>> start

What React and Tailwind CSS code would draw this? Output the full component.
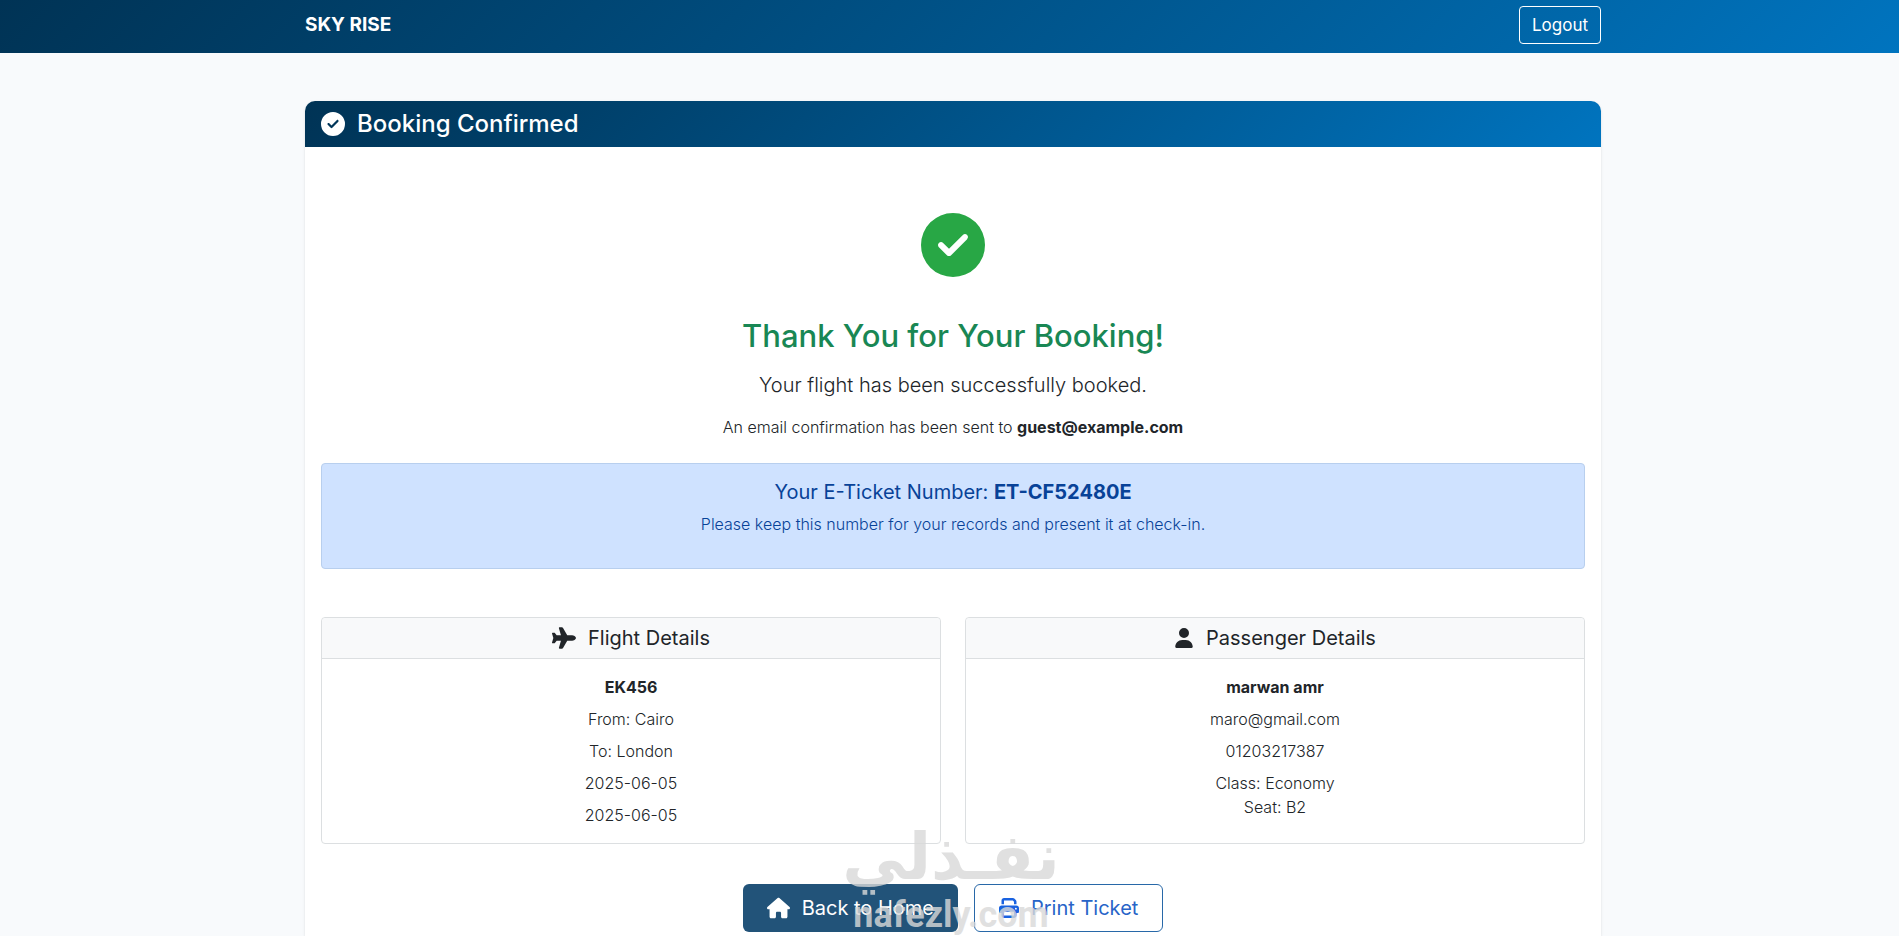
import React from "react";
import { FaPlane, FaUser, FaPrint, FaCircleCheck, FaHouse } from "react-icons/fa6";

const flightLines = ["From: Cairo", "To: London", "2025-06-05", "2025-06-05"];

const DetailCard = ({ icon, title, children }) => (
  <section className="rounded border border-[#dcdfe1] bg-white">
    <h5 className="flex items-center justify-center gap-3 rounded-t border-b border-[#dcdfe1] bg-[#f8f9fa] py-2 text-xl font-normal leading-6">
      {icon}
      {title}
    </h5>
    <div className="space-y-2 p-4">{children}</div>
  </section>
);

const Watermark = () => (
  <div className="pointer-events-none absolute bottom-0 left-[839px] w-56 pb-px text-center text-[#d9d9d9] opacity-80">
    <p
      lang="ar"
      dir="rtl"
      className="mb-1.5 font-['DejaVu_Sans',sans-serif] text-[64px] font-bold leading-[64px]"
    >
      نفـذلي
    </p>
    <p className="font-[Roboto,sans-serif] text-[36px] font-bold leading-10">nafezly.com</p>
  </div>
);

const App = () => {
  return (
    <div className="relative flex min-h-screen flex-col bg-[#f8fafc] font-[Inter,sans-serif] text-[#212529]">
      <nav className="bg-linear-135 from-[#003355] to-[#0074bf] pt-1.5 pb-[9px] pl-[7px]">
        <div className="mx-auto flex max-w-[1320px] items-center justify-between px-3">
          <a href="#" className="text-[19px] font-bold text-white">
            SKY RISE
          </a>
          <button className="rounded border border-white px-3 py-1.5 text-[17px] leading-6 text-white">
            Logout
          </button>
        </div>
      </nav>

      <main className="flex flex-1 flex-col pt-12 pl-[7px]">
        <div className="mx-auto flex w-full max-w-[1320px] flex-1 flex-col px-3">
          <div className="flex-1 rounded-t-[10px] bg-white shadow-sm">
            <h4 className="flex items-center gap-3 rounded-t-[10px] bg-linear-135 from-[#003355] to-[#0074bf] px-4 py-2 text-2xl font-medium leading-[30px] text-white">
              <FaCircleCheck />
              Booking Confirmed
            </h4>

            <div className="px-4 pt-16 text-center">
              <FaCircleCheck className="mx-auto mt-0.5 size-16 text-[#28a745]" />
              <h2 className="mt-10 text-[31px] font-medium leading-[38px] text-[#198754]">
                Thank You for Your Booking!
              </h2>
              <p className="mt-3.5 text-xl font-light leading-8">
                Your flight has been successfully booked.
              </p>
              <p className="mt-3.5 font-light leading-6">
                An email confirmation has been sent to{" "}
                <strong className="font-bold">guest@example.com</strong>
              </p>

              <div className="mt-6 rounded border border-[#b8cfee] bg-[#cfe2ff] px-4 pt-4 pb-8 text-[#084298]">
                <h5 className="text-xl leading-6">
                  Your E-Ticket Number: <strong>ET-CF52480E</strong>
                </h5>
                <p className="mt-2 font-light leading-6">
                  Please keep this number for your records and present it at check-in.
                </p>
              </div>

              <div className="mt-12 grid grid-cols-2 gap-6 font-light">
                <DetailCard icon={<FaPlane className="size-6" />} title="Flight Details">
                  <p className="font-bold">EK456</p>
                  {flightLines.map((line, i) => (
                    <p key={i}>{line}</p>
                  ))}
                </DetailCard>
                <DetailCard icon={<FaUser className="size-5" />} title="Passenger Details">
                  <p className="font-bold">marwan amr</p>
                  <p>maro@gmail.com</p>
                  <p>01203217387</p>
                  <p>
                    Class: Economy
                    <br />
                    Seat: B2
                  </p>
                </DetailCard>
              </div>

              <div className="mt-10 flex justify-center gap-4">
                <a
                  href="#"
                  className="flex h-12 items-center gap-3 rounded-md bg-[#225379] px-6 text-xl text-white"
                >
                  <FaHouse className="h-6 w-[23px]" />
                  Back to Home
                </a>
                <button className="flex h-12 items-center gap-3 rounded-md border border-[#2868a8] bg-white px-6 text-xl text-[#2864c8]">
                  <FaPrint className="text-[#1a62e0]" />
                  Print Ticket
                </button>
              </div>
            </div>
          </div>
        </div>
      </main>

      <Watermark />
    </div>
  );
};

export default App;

>> end

◆ Work to complete ◆
Find the lines that include the string "this", then copy each of them.

◆ Written solution ◆
What React and Tailwind CSS code would draw this? Output the full component.
                  Please keep this number for your records and present it at check-in.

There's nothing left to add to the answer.